To do >>
Find the line containing "What React, TypeScript" and copy it exactly, along with every line after it up to and including the line containing "const steps = [1, 1, 1, 1, 1, 1, 0, 0];". Copy nothing else.

Stored data

=====

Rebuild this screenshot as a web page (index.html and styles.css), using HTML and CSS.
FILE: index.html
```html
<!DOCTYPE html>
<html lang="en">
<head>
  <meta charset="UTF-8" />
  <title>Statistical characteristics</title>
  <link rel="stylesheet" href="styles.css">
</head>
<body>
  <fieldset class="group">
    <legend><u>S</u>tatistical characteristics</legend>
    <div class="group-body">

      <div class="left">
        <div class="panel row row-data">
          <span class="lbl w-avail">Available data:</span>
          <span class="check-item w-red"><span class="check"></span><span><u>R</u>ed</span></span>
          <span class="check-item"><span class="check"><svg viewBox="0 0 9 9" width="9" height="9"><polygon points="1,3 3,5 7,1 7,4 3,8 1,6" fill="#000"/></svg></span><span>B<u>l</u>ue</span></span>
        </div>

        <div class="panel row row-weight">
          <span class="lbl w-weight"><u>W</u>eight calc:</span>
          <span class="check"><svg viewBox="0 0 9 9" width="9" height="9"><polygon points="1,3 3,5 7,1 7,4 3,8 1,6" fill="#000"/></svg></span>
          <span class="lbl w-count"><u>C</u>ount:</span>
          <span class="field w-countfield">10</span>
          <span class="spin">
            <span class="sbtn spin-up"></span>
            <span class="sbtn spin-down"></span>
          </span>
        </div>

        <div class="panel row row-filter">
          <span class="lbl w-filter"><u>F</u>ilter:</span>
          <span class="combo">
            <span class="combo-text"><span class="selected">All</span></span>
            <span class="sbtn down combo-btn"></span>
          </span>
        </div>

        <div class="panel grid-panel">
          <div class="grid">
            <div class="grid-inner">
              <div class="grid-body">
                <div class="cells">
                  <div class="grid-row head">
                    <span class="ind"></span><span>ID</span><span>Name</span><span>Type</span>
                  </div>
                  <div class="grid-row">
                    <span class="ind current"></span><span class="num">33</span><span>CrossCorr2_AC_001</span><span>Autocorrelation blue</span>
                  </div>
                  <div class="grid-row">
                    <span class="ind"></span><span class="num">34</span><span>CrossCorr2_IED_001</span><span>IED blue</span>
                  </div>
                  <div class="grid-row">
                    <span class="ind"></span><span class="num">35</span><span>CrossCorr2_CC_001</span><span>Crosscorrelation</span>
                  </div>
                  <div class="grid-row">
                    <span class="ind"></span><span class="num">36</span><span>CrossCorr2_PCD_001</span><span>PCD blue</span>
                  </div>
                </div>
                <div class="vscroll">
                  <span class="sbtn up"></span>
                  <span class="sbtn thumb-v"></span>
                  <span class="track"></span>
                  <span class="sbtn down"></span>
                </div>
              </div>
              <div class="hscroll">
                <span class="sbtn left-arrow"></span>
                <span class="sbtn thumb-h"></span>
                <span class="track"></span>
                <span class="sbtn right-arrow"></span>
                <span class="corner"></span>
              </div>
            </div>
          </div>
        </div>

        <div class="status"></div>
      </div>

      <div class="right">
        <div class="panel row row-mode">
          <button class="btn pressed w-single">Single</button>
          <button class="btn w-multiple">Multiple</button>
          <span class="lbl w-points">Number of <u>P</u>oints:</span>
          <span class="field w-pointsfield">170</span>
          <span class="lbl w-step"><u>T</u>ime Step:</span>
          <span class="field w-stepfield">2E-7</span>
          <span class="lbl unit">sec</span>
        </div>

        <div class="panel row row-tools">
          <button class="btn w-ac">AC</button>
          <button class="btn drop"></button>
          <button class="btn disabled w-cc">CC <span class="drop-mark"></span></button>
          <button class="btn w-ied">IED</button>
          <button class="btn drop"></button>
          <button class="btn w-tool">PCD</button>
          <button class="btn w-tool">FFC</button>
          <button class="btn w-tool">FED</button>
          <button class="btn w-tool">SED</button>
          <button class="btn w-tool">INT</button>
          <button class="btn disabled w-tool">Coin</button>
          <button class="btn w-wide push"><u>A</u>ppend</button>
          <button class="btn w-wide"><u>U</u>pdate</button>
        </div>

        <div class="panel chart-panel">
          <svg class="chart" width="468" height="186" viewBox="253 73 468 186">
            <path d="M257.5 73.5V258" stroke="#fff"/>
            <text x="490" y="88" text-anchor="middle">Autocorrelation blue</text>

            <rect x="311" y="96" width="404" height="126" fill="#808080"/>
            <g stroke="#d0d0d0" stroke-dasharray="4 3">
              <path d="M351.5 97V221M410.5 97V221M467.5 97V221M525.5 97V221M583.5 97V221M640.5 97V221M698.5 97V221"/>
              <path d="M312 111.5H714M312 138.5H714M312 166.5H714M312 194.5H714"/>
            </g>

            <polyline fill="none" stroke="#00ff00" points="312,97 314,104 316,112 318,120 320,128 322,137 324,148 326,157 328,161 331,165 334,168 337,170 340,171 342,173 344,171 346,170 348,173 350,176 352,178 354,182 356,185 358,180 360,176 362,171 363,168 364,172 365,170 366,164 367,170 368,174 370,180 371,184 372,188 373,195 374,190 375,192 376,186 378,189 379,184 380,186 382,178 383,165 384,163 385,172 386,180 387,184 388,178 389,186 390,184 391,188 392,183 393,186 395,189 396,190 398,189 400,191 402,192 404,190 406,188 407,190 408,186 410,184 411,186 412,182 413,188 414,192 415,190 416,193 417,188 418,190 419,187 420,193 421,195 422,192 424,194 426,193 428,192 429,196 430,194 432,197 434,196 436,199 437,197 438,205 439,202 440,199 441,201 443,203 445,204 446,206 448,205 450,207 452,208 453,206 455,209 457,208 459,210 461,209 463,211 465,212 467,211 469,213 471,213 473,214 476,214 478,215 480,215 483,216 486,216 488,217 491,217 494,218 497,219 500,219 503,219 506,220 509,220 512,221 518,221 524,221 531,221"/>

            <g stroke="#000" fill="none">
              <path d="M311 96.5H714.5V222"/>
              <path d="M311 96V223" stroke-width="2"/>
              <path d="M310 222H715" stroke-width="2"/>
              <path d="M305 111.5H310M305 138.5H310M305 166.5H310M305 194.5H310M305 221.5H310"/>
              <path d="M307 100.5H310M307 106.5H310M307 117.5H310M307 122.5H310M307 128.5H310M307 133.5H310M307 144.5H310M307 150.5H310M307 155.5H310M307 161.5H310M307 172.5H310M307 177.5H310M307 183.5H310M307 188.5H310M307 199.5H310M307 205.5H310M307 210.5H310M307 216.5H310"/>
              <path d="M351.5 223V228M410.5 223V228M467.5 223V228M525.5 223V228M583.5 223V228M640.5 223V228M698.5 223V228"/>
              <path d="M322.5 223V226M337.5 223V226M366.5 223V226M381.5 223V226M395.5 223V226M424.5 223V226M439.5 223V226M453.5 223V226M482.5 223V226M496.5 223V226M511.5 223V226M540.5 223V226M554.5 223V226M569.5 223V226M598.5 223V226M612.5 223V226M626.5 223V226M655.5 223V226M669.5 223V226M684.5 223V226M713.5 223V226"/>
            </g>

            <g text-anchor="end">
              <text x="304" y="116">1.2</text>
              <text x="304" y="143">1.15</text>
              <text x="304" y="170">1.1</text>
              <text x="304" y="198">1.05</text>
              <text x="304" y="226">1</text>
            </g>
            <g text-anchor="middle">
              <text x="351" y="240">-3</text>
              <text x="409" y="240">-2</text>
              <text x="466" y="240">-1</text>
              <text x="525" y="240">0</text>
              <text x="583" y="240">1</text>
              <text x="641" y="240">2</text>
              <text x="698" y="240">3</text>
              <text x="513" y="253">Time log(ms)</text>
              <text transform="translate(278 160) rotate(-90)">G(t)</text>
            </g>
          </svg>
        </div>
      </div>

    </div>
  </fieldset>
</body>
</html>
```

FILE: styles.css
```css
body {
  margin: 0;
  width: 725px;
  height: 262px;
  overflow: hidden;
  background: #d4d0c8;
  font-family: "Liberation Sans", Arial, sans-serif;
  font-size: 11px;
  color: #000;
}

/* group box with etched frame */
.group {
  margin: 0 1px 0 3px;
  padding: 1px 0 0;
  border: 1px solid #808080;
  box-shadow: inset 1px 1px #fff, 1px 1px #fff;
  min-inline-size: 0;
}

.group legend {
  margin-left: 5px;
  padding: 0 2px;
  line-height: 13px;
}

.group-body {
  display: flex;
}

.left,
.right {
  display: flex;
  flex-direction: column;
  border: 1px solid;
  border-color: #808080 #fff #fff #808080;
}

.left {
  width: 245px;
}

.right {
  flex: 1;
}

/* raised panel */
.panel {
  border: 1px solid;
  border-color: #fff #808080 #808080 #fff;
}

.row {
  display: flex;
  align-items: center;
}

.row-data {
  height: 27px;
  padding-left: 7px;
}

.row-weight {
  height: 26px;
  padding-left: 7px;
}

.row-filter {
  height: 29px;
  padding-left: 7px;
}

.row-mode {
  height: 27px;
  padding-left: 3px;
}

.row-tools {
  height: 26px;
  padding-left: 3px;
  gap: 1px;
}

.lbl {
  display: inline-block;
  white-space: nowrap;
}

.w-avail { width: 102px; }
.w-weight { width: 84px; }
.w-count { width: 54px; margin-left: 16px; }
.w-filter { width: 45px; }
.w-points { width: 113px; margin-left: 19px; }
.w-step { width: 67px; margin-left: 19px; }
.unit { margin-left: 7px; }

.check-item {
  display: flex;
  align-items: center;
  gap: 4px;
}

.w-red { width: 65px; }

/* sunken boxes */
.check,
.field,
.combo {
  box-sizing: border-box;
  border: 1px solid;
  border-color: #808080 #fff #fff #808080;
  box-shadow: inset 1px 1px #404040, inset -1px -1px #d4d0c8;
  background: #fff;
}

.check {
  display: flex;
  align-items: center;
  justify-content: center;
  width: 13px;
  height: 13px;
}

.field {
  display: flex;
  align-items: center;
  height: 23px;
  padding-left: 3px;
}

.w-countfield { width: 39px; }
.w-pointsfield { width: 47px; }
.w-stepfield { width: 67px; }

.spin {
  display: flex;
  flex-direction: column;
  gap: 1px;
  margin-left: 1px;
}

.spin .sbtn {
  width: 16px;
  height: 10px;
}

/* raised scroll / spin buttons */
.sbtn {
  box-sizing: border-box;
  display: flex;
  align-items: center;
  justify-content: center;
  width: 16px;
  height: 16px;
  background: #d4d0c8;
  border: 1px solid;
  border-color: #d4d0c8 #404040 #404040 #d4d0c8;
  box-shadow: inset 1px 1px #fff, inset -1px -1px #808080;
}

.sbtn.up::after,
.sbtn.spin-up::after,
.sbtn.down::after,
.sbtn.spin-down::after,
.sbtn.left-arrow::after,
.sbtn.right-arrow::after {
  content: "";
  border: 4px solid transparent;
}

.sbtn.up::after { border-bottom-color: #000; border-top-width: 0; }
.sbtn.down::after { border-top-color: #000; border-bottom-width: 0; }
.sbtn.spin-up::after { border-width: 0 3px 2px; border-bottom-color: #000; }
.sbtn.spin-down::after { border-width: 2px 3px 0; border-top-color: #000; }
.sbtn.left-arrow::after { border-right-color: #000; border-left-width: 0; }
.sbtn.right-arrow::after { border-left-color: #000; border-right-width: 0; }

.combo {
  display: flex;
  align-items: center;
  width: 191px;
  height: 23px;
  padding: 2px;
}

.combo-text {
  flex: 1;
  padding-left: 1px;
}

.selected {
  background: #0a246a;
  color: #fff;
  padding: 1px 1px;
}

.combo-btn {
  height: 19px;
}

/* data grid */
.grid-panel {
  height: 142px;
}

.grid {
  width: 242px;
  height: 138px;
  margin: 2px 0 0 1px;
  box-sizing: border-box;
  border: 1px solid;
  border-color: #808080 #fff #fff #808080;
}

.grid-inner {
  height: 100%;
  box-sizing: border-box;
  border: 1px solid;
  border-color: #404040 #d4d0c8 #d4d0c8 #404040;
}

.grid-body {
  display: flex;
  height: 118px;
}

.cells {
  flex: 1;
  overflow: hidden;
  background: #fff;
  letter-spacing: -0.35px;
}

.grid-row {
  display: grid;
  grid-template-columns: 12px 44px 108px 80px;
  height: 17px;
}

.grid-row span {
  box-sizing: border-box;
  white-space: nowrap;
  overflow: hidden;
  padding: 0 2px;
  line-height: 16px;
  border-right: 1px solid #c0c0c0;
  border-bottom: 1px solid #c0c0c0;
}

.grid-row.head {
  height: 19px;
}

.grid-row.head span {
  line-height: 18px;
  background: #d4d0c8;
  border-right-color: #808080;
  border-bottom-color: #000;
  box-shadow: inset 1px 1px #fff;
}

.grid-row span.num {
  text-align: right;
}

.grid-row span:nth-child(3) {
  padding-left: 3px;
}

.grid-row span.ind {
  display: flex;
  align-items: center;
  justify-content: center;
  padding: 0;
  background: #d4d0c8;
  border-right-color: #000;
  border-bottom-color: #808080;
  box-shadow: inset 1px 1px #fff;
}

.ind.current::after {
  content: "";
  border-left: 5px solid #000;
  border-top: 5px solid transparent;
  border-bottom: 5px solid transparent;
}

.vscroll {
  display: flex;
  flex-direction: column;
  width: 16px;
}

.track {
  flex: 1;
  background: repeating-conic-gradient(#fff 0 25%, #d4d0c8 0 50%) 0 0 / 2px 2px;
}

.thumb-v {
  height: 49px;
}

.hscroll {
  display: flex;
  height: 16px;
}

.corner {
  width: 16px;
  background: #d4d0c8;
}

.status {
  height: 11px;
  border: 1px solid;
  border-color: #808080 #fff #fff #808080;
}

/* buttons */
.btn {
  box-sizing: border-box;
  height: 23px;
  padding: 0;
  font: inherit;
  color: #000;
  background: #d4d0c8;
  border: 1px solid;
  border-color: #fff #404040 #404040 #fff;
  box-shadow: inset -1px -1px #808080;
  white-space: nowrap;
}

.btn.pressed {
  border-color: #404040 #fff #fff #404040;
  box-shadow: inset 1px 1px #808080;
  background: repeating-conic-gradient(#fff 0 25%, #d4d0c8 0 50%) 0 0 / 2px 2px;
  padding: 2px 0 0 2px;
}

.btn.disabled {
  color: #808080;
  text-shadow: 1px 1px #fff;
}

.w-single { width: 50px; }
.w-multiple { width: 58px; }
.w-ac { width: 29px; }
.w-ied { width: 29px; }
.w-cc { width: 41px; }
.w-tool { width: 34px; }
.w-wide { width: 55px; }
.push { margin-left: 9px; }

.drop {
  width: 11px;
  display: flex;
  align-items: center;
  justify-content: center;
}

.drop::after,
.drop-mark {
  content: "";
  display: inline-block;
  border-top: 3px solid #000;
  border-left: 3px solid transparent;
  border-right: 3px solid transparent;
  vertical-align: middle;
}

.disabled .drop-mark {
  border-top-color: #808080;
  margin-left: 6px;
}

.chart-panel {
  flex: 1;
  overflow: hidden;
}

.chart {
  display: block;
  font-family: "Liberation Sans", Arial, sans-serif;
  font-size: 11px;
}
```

=====

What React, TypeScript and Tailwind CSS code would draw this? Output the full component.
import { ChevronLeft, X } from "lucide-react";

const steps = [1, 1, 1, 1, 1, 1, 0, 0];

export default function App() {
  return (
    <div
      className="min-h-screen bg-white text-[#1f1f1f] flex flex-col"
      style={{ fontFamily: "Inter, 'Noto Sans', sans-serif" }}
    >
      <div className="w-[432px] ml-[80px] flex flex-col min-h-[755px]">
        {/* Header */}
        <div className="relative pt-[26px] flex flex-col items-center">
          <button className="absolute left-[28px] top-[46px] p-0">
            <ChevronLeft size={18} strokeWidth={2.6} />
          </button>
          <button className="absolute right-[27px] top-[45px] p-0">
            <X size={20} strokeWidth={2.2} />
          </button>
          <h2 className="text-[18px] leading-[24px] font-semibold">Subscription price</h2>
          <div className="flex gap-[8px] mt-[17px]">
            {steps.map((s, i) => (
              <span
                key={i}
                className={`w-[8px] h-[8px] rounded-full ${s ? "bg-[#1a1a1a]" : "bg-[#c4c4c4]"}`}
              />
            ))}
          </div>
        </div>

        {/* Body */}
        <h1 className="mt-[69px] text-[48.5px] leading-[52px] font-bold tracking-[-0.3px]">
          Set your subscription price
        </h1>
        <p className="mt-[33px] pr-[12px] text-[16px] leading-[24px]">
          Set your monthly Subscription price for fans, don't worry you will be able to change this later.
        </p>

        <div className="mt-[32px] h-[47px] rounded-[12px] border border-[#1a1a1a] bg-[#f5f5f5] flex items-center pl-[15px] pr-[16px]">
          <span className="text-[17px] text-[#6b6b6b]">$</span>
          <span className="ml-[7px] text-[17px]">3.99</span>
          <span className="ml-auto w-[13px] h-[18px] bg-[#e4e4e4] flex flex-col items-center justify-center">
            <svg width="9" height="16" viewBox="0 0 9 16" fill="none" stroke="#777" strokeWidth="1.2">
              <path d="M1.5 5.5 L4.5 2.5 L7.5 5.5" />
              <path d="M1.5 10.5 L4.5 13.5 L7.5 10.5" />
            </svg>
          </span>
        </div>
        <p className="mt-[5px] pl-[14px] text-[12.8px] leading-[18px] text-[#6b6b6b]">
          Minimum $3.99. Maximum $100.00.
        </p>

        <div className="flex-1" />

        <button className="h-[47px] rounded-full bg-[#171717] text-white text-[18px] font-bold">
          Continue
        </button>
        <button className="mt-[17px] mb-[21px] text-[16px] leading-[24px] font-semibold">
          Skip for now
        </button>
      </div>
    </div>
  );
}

=====

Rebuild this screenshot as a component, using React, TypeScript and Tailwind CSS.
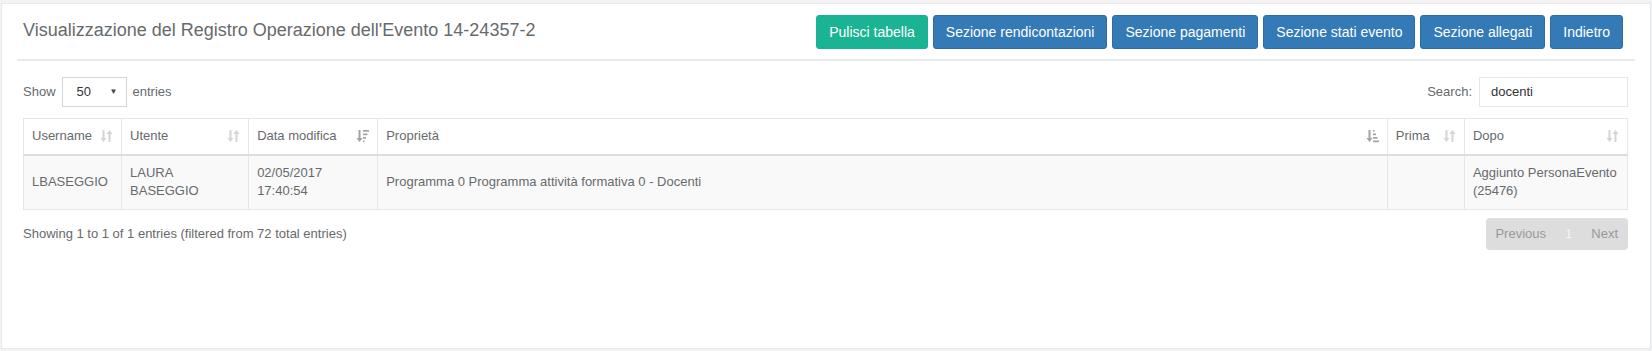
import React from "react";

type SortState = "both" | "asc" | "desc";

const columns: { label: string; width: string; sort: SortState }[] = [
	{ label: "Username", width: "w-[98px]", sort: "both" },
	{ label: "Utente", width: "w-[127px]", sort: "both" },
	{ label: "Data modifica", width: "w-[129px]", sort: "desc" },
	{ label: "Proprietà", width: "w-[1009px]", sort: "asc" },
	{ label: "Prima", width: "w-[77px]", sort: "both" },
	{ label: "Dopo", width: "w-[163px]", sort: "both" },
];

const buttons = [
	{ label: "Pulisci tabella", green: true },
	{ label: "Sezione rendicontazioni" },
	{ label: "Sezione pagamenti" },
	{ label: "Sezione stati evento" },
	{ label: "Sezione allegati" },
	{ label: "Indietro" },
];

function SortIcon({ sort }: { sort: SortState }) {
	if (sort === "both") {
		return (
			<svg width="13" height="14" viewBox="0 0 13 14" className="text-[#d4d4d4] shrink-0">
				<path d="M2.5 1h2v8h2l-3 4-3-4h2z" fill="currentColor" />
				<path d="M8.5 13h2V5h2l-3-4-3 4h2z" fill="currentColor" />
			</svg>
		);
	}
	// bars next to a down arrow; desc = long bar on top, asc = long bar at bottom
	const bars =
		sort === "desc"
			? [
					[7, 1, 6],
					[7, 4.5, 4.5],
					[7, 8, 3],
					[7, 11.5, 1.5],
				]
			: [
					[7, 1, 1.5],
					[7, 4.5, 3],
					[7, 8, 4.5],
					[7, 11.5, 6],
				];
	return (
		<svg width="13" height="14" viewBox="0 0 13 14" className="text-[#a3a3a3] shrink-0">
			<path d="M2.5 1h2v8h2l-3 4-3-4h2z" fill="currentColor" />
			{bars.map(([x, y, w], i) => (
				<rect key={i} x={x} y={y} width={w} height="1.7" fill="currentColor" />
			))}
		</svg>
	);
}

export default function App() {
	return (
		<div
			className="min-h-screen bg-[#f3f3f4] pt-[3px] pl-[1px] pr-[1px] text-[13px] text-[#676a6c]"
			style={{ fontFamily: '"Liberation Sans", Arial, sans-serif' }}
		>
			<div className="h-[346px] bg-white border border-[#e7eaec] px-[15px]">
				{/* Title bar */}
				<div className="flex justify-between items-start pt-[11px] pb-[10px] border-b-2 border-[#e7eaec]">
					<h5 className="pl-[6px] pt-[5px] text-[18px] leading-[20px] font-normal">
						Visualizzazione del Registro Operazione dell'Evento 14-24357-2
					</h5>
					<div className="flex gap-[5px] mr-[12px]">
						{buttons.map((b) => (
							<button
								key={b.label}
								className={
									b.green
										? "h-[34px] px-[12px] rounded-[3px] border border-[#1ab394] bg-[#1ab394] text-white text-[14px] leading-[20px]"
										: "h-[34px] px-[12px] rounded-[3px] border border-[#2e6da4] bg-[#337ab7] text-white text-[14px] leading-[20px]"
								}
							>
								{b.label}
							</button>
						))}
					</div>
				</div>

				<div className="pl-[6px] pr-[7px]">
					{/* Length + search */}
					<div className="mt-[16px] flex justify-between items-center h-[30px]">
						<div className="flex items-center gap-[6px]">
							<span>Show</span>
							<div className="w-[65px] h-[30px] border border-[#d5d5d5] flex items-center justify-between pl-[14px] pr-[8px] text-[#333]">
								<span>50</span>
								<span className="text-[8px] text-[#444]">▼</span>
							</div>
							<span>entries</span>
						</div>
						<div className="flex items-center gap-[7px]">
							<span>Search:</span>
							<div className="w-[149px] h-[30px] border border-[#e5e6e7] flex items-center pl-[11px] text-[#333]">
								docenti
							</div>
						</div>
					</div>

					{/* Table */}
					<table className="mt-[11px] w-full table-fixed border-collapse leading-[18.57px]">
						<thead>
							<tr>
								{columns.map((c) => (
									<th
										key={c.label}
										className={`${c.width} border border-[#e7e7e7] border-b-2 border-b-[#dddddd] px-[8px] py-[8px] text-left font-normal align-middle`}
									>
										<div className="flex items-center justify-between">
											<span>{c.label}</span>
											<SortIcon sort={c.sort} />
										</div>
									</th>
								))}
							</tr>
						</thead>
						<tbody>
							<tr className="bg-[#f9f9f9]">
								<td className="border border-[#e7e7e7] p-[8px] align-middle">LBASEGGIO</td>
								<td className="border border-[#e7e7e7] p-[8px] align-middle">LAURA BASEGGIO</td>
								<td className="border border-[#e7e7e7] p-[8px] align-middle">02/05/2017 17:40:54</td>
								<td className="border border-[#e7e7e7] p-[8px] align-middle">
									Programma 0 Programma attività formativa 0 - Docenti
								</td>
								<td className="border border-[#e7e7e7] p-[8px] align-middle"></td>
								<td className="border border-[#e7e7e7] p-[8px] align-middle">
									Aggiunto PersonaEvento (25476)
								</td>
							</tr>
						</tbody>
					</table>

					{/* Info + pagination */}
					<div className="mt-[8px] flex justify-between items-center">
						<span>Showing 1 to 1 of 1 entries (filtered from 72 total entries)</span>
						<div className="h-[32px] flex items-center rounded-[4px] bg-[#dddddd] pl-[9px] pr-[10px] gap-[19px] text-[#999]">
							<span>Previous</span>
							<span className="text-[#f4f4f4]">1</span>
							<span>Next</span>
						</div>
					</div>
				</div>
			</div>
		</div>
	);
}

=====

Task solution >>
What React, TypeScript and Tailwind CSS code would draw this? Output the full component.
import { ChevronLeft, X } from "lucide-react";

const steps = [1, 1, 1, 1, 1, 1, 0, 0];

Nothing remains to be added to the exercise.